‘Flyin’ West’ through African-American history

02/21/2014 12:58 PM

02/21/2014 12:59 PM

I was gratified and saddened to see that the Davidson Community Players’ playbill for “Flyin’ West” contained an explanation of Jim Crow laws.

“Gratified” because we’ve come so far from segregation that we have to explain the history of racism to people under 50. “Saddened” because there’s work to do, as Pearl Cleage’s play suggests. Though it’s set in 1898 in Nicodemus, Kan., a town settled by blacks leaving the Reconstruction-era South, it’s not purely a history piece.

Cleage pays homage to folks who went west four generations ago with shotguns, plows, patience and dreams. She also deals with problems we still see: white-on-black racism, black-on-black racism, spousal abuse, willingness to give up the security of property for a pocketful of fleeting dollars.

The play works best when the four female characters speak straightforwardly about their lives, less well when the irredeemable male villain opens his sneering mouth. This character spews bile, menaces his childlike wife and mocks the aspirations of his in-laws in every insulting speech.

Frank Charles has married Minnie (Veda Covington), youngest sister of the pioneering Dove family. Fannie (Stephanie McInnes) is content in Nicodemus and warming up to hardworking Wil Parrish (Michael Connor). Sophie (Andrea Michele), whom the family took in long ago, has grand plans for her adopted town.

Matriarchal Miss Leah (Karen Abercrombie) grounds them all with stories of youthful days as a slave. Miss Leah, who was once property herself, urges Sophie to make sure black settlers hang onto their property and remain independent of white speculators. Frank wants the family to sell its land and finance his and Minnie’s life in a big city.

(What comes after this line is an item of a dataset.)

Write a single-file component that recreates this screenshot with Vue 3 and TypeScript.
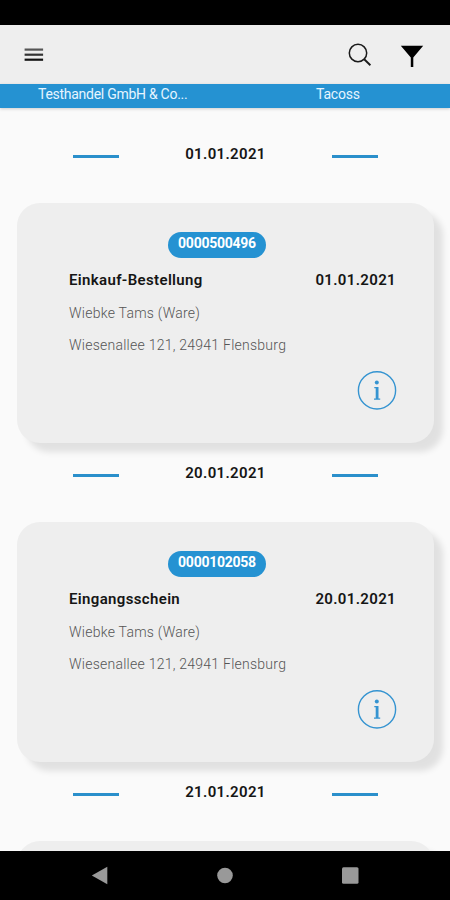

Frank, the son of a black mother and a slave-owning white father who never admitted patrimony, is crippled mostly by self-loathing. He has passed for white so long (and counted on inheriting money from his white dad) that he can’t bear to be around blacks. He wants to escape not just rural life but his own heritage, and this idea has poisoned his marriage and relationships.

He seems more a plot device than a person; it’s no reflection on actor Brandon Samples that Frank remains a caricature. Yet even Frank can speak cruel truth. When he tells Sophie he could become a potent influence for evil in Nicodemus, he asks, “You ever see a group of colored people that didn’t put the lightest one in charge?”

Director Sidney Horton has mined the play for all its emotional reality – it has plenty, when the women speak – and used small Armour Street Theatre well. His cast rewards him with solid performances and one that’s remarkable: Abercrombie’s Miss Leah, whose lifetime of suffering has bent but never broken her. Her trembling hands and pursed lips show physical frailty, but she’s the strongest of these pioneers.